Exercise objective: Your task is to tally the lines of the listing containing the word "this" and report the figure alone.

Given entries:
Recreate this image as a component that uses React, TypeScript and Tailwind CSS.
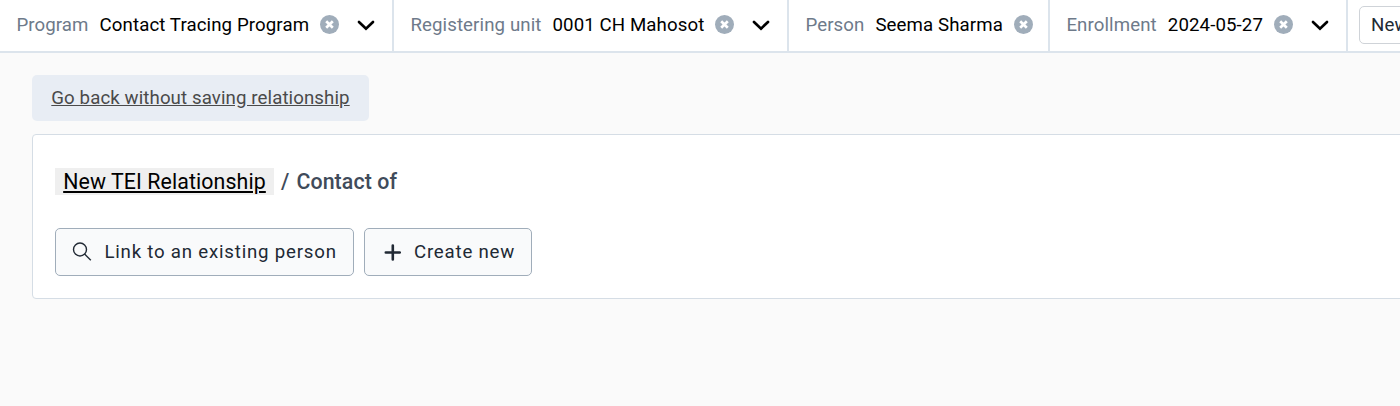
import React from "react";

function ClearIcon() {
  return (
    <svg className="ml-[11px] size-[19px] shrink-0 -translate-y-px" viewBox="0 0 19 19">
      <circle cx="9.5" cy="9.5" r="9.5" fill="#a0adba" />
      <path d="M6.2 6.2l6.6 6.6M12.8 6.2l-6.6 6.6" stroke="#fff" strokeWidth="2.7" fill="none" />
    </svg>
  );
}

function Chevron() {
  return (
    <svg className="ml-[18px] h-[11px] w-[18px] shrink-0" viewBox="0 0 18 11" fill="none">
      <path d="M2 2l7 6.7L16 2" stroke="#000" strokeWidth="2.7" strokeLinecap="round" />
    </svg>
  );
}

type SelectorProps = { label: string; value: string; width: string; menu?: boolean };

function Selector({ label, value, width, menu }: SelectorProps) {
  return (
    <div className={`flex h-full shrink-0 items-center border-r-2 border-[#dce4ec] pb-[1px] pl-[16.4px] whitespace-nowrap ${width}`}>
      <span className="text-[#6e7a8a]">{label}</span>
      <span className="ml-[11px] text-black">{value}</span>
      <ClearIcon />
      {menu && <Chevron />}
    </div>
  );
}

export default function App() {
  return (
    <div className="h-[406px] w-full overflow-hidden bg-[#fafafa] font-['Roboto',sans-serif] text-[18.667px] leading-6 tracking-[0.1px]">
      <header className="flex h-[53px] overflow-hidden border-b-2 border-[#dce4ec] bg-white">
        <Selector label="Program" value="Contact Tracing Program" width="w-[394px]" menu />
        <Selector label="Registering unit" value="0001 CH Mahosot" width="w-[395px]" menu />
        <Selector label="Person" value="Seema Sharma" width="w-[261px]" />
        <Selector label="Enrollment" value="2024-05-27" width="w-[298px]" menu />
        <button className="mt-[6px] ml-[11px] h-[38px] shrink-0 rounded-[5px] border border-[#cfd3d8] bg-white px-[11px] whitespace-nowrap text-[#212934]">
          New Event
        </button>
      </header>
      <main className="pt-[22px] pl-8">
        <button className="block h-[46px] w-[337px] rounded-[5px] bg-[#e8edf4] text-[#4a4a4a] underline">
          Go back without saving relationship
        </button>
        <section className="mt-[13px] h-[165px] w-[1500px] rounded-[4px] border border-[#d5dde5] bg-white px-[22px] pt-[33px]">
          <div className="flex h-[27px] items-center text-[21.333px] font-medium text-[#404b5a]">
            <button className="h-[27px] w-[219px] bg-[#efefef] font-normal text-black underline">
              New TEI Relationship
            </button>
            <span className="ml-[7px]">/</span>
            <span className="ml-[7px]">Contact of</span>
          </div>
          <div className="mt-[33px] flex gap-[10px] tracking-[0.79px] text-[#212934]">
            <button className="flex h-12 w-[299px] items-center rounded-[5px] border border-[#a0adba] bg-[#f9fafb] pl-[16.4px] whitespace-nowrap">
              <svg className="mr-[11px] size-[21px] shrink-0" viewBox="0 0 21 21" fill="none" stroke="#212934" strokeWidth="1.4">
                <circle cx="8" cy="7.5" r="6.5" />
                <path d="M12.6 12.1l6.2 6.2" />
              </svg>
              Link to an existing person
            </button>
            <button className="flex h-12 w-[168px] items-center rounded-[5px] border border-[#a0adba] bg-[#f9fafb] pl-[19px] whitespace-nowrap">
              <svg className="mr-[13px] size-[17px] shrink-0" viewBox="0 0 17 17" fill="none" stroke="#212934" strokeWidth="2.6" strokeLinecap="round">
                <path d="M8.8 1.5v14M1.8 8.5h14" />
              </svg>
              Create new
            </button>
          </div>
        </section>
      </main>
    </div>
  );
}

* * *

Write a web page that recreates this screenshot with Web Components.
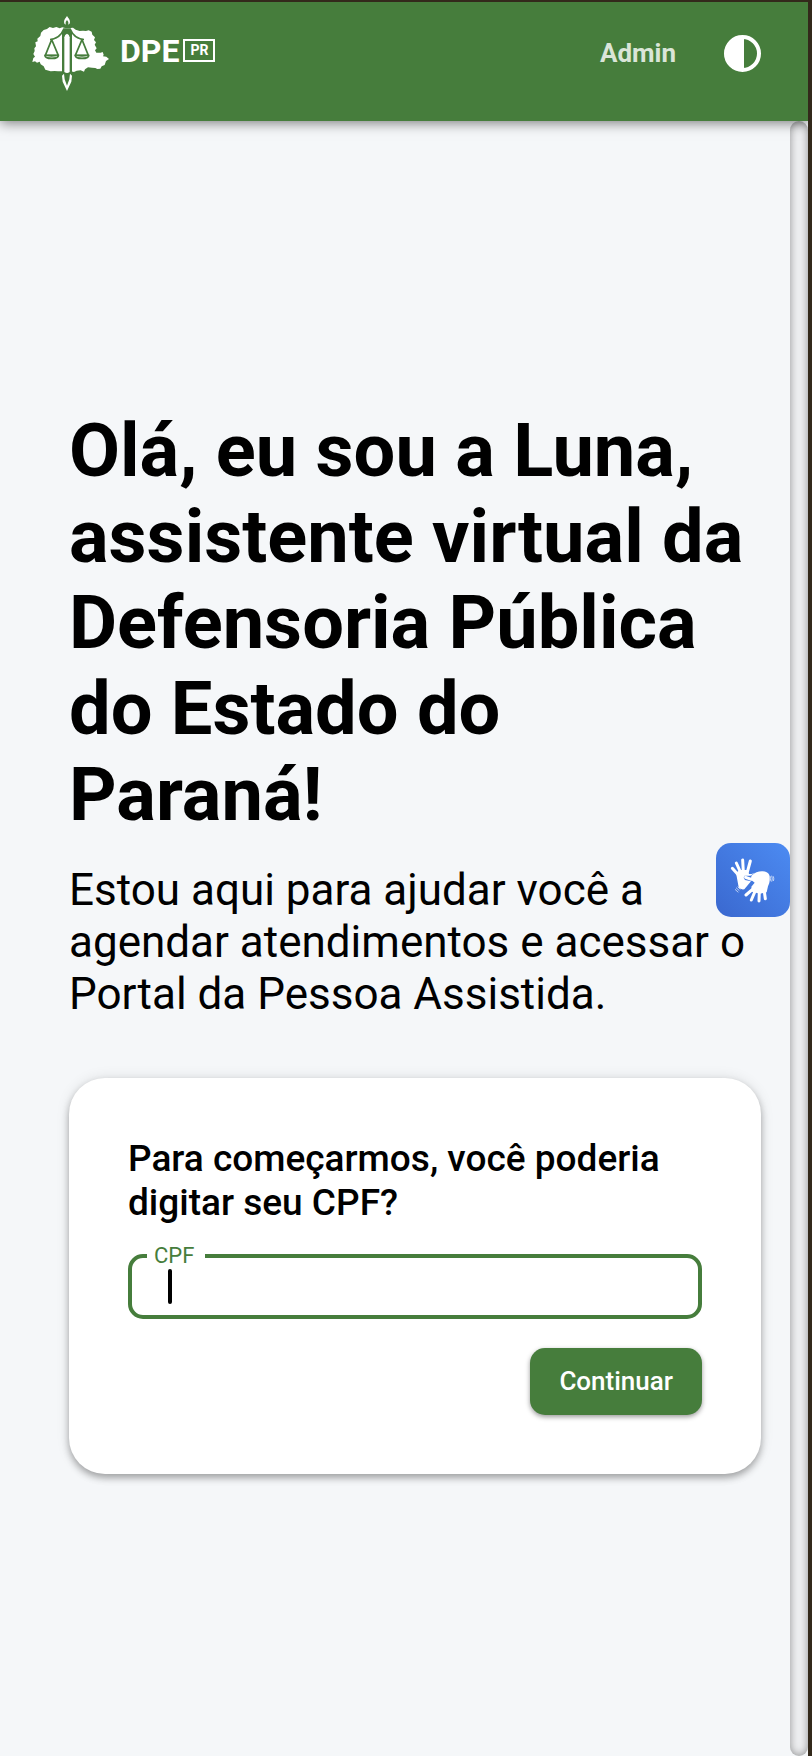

Written answer: 2